Ich will zum Schluss noch mal sagen: Wir haben alle die Festlichkeiten zu „100 Jahre Weimarer Verfassung“ erleben dürfen, wir haben die Feierlichkeiten im Deutschen Bundestag dazu verfolgen können. Dort hat die ehemalige Bundestagspräsidentin Rita Süssmuth aufgerufen: Ja, wir brauchen ein Paritätsgesetz. Von daher lade ich Sie, liebe Kolleginnen und Kollegen der CDU, gern zur Diskussion dazu ein und ich würde mich über Ihre Vorschläge richtig freuen. Danke schön.

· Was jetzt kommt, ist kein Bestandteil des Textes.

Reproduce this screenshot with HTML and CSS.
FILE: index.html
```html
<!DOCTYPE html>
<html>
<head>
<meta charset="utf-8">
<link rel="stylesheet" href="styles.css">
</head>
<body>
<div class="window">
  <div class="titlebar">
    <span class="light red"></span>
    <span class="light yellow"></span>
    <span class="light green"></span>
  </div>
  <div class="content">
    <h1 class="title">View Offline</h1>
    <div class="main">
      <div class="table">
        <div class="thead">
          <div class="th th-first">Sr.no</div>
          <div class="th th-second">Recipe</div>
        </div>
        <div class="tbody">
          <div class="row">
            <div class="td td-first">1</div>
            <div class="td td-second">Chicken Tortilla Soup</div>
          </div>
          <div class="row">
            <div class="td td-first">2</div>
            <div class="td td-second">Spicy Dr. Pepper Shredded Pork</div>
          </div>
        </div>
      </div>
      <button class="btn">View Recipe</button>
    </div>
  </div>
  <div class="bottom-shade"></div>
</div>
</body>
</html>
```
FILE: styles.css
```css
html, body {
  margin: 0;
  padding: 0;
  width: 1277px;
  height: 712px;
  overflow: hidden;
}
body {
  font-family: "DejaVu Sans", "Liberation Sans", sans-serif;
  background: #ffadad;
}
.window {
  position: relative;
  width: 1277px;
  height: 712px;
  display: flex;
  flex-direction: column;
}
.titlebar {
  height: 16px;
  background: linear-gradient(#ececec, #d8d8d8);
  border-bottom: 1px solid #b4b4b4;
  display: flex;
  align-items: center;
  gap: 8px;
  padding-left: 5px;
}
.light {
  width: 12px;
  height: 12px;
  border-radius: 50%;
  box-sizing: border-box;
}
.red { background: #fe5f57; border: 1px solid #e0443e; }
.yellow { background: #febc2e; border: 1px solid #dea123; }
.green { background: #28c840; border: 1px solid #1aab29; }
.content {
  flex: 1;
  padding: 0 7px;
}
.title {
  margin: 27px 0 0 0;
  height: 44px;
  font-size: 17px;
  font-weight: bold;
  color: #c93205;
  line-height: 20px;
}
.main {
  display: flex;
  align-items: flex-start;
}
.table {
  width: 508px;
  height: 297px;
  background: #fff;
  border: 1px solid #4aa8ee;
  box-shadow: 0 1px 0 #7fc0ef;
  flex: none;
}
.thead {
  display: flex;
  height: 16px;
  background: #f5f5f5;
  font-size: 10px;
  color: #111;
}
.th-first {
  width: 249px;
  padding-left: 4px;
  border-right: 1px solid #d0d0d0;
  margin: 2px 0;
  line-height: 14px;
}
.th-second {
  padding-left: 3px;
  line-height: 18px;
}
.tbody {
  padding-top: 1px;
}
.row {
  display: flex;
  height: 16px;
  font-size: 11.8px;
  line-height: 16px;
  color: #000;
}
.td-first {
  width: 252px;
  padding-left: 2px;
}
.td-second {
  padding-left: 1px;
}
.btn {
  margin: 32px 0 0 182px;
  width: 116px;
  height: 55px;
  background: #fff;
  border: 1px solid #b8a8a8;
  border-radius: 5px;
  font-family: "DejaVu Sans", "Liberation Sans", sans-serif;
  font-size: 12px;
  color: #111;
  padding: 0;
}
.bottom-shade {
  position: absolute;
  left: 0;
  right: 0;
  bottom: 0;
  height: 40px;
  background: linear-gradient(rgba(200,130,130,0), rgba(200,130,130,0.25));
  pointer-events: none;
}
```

(Beifall DIE LINKE, SPD, BÜNDNIS 90/DIE GRÜNEN)

Vielen Dank. Für die CDU-Fraktion hat Abgeordneter Kellner das Wort.

Frau Präsidentin, liebe Kolleginnen und Kollegen, liebe Zuhörer auf der Tribüne, bevor ich zum Gesetzentwurf komme: Herr Adams, ich habe vorhin das Gefühl gehabt, Sie reden gar nicht über Ihren Gesetzentwurf, den Sie eingebracht haben. Hier steht nämlich: Siebtes Gesetz zur Änderung des Thüringer Landeswahlgesetzes – Einführung der paritätischen Quotierung. Sie haben im Rundumschlag in alle Richtungen ausgeholt. Das haben Sie nur gestreift, deswegen habe ich mich etwas gewundert, ob ich vielleicht hier nicht den richtigen Text vorliegen habe.

(Beifall CDU)

(Zwischenruf Abg. Adams, BÜNDNIS 90/DIE GRÜNEN: Ich habe es begründet und Sie haben es genau verstanden!)

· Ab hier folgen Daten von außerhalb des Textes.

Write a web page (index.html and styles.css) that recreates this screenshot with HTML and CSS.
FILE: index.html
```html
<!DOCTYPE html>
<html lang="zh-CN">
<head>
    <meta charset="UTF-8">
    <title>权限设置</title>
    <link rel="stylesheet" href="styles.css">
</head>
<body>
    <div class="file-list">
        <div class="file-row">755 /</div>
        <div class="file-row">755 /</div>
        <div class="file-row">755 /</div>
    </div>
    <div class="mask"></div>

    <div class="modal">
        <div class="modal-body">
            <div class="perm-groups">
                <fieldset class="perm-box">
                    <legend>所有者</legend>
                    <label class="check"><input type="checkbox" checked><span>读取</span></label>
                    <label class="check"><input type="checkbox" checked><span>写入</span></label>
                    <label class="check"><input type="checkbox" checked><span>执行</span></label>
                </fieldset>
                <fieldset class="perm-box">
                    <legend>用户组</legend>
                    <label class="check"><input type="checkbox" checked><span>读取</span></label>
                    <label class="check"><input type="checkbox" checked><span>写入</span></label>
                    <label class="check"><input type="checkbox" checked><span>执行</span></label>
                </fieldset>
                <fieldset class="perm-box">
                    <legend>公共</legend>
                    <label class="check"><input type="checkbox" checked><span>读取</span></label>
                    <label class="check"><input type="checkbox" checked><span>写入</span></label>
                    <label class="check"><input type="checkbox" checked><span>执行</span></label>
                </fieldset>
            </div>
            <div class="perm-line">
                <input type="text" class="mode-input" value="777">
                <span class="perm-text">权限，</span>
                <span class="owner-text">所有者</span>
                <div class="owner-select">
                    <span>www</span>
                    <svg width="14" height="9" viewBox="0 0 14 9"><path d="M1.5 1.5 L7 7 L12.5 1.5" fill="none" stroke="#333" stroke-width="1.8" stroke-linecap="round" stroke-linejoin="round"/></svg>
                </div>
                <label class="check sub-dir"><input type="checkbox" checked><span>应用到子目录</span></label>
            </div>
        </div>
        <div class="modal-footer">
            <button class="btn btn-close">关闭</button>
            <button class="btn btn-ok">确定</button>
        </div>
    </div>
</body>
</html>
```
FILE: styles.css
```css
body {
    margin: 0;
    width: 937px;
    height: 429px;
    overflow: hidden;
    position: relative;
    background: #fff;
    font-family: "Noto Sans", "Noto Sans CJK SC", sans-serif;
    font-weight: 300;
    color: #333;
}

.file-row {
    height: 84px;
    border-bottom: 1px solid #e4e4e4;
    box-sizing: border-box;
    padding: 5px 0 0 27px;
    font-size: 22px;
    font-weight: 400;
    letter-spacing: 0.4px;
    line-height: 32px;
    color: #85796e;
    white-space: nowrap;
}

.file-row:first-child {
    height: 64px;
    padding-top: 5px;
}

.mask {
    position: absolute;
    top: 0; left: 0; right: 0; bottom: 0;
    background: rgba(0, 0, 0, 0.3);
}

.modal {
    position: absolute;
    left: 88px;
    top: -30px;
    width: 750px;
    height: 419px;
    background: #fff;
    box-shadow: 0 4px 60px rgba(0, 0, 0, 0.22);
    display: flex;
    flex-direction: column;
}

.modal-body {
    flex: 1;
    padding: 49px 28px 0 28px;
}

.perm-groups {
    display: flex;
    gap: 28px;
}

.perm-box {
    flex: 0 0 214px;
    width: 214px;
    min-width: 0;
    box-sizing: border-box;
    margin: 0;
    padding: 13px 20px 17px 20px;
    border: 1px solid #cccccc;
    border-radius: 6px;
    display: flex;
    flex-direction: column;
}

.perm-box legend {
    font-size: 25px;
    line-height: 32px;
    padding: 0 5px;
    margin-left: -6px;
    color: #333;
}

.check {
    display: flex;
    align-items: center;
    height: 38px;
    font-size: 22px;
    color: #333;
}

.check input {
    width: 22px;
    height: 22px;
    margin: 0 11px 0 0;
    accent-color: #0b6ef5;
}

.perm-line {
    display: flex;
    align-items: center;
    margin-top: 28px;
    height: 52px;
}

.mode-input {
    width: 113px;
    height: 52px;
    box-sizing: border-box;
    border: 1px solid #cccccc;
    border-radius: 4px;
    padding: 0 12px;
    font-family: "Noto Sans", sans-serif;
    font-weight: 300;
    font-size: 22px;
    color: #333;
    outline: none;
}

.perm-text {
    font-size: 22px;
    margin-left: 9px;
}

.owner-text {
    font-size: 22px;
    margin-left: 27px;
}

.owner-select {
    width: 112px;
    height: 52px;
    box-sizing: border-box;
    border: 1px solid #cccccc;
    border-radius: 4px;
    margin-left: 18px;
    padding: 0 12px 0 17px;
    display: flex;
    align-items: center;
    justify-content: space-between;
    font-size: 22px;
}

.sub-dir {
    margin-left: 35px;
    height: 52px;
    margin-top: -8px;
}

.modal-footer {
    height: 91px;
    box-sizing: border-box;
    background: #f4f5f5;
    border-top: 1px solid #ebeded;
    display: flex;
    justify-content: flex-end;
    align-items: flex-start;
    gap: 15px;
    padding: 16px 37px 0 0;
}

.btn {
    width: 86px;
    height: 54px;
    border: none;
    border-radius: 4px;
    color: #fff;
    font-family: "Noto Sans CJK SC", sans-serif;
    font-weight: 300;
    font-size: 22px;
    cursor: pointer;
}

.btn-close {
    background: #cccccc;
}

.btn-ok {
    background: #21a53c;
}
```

Aber gut, das hat sich jetzt geklärt. Ich habe ja gehört, es scheint doch um dieses Gesetz zu gehen. Dann komme ich auch gleich darauf zu sprechen: Der Frauenanteil in Thüringen beträgt 50,5 Prozent und wir haben ja von Vorrednern gehört, dass unser Landtagsparlament mit 40,6 Prozent Frauenanteil gut bestückt ist.

(Zwischenruf Abg. Henfling, BÜNDNIS 90/DIE GRÜNEN: Dank Rot-Rot-Grün!)